Bully's Fun Fifty for 2006 continues tomorrow with #40-31!


Douglas Wolk said...

I interviewed Stan a few years ago, when the first Spider-Man movie came out, and he was VERY quick to give Ditko lots of credit.

When the magazine came out, all mention of Ditko had been excised, and the hyphen in "Spider-Man" was missing.

That was the last time I wrote for that particular magazine.

SallyP said...

Bully, your poetry is amazing...and spot on.

Anonymous said...

I never really got all the hate directed at Stan for not giving props to Jack and Steve. I've read countless interviews with him, and he ALWAYS says that he was merely part of a team. And don't forget that he was an editor who made sure everyone got mentioned in the credits at a time when credits were optional. Heck, with those stupid names and jokes, he called more attention to the credits than anyone else! Even for those who say he downplayed the artist's role: he goes out of his way to explain "the Marvel Method," which pretty much indicates that he just stuck in word bubbles at the end. Stan is a little sleazy at times, but to say that he never calls attention to the artists is just incorrect.

Bully said...

Douglas and Clam, very good points. As you can tell, I'm a big Stan fan, and I certainly wasn't trying to say he was glomming all the credit. The media (which frequently paints Stan as the sole creator) is much more to blame. I guess I vent some frustration towards Marvel Comics itself for never properly crediting the creation to the teams--the closest we've gotten in recent years is during Busiek's FF, in which he found a way to credit both Stan and Jack as inspirations in the credits (but curiously enough, I don't think ever technically as "creators").
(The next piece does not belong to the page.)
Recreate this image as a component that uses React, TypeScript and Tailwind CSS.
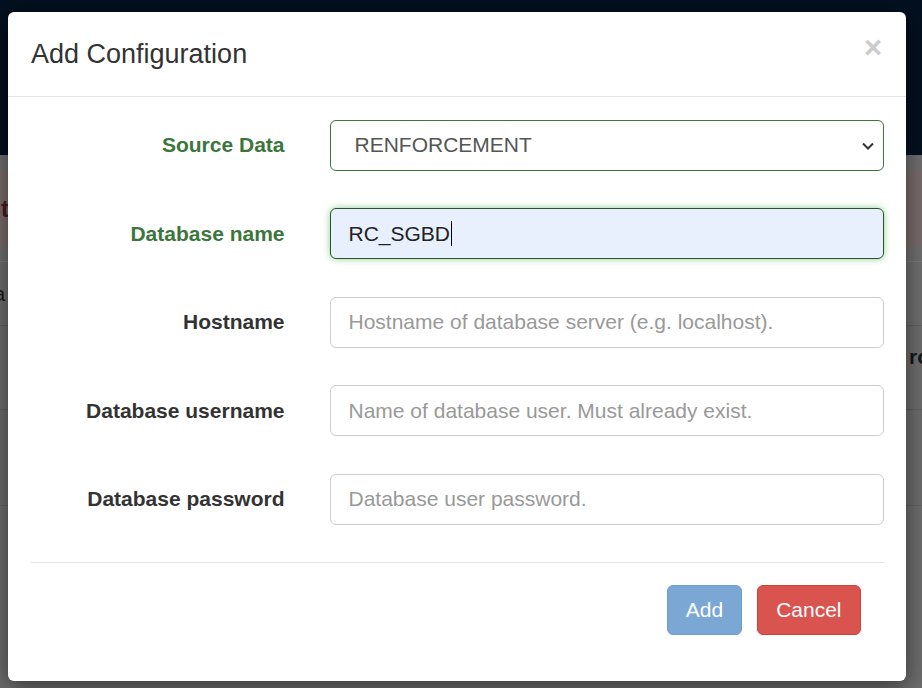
import React from "react";

const font = { fontFamily: '"Liberation Sans", Arial, Helvetica, sans-serif' };

function Row({ label, green, last, children }: { label: string; green?: boolean; last?: boolean; children: React.ReactNode }) {
  return (
    <div className={`flex items-center ${last ? "" : "mb-[37.5px]"}`}>
      <label
        className={`w-[254px] text-right text-[21px] font-bold leading-[30px] ${green ? "text-[#3c763d]" : "text-[#333]"}`}
      >
        {label}
      </label>
      <div className="ml-[45px] flex-1">{children}</div>
    </div>
  );
}

export default function App() {
  return (
    <div className="relative w-[922px] h-[688px] overflow-hidden bg-[#6c6c6c]" style={font}>
      {/* dimmed page behind */}
      <div className="h-[155px] bg-[#03101f]" />
      <div className="h-[15px] bg-[#6e6e6e]" />
      <div className="h-[77px] bg-[#786a6a] flex items-center pl-[1px] text-[24px] font-bold text-[#4a1818]">t</div>
      <div className="h-[15px] bg-[#6e6e6e] border-b border-[#7a7a7a]" />
      <div className="h-[64px] bg-[#6d6d6d] border-b border-[#5f5f5f] flex items-center text-[20px] text-[#1a1a1a] -ml-[6px]">
        a
      </div>
      <div className="h-[84px] bg-[#6c6c6c] border-b border-[#5f5f5f] flex items-start pt-[15px] justify-end text-[21px] font-bold text-[#161616] -mr-[8px]">
        ro
      </div>
      <div className="h-[96px] bg-[#6b6b6b] border-b border-[#616161]" />

      {/* modal */}
      <div className="absolute left-[8px] top-[12px] w-[898px] h-[669px] bg-white rounded-[6px] shadow-[0_5px_22px_rgba(0,0,0,0.5)] flex flex-col">
        <div className="h-[85px] border-b border-[#e5e5e5] px-[23px] flex items-center justify-between">
          <h4 className="text-[27px] leading-[38px] text-[#333]">Add Configuration</h4>
          <span className="text-[31px] font-bold leading-none text-[#cccccc] mr-[1px] -mt-[14px]">×</span>
        </div>
        <div className="px-[22.5px] pt-[22.5px] flex flex-col">
          <Row label="Source Data" green>
            <div className="relative h-[51px] rounded-[6px] border border-[#3c763d] bg-white flex items-center pl-[24px] text-[21px] text-[#555]">
              RENFORCEMENT
              <svg className="absolute right-[8px] top-[19px]" width="14" height="12" viewBox="0 0 14 12" fill="none">
                <path d="M2 3.5 L7 8.5 L12 3.5" stroke="#333" strokeWidth="2" />
              </svg>
            </div>
          </Row>
          <Row label="Database name" green>
            <div className="h-[51px] rounded-[6px] border border-[#2b542c] bg-[#e8f0fe] shadow-[0_0_7px_#8fce8f] flex items-center pl-[18px] text-[21px] text-[#222]">
              RC_SGBD
              <span className="inline-block w-px h-[25px] bg-black ml-[1px]" />
            </div>
          </Row>
          <Row label="Hostname">
            <div className="h-[51px] rounded-[6px] border border-[#cccccc] bg-white flex items-center pl-[18px] text-[21px] text-[#999]">
              Hostname of database server (e.g. localhost).
            </div>
          </Row>
          <Row label="Database username">
            <div className="h-[51px] rounded-[6px] border border-[#cccccc] bg-white flex items-center pl-[18px] text-[21px] text-[#999]">
              Name of database user. Must already exist.
            </div>
          </Row>
          <Row label="Database password" last>
            <div className="h-[51px] rounded-[6px] border border-[#cccccc] bg-white flex items-center pl-[18px] text-[21px] text-[#999]">
              Database user password.
            </div>
          </Row>
          <div className="mt-[37.5px] border-t border-[#e5e5e5]" />
          <div className="flex justify-end gap-[15px] pt-[22px] pr-[23px]">
            <button className="h-[50px] px-[18px] rounded-[6px] bg-[#7aa7d3] border border-[#6f9dca] text-white text-[21px]">
              Add
            </button>
            <button className="h-[50px] px-[18px] rounded-[6px] bg-[#d9534f] border border-[#d43f3a] text-white text-[21px]">
              Cancel
            </button>
          </div>
        </div>
      </div>
    </div>
  );
}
Which is not to say it's only a Marvel problem: DC is is some ways more negligent with their whitwashing of Bill Finger's role in Batman's creation.

But someday the record will be set straight not merely in the hearts and minds of the fans but in the pages of the comic books themselves.

Gardner said...

Nice list (and song!). But, re: Night Nurse - someone did think of it before. Bendis introduced her new role in his Daredevil run.

Bully said...

Thanks, Gardner, I didn't know that!...everyone keeps tellin' me I should have been and should be reading DD...there's yet another reason why!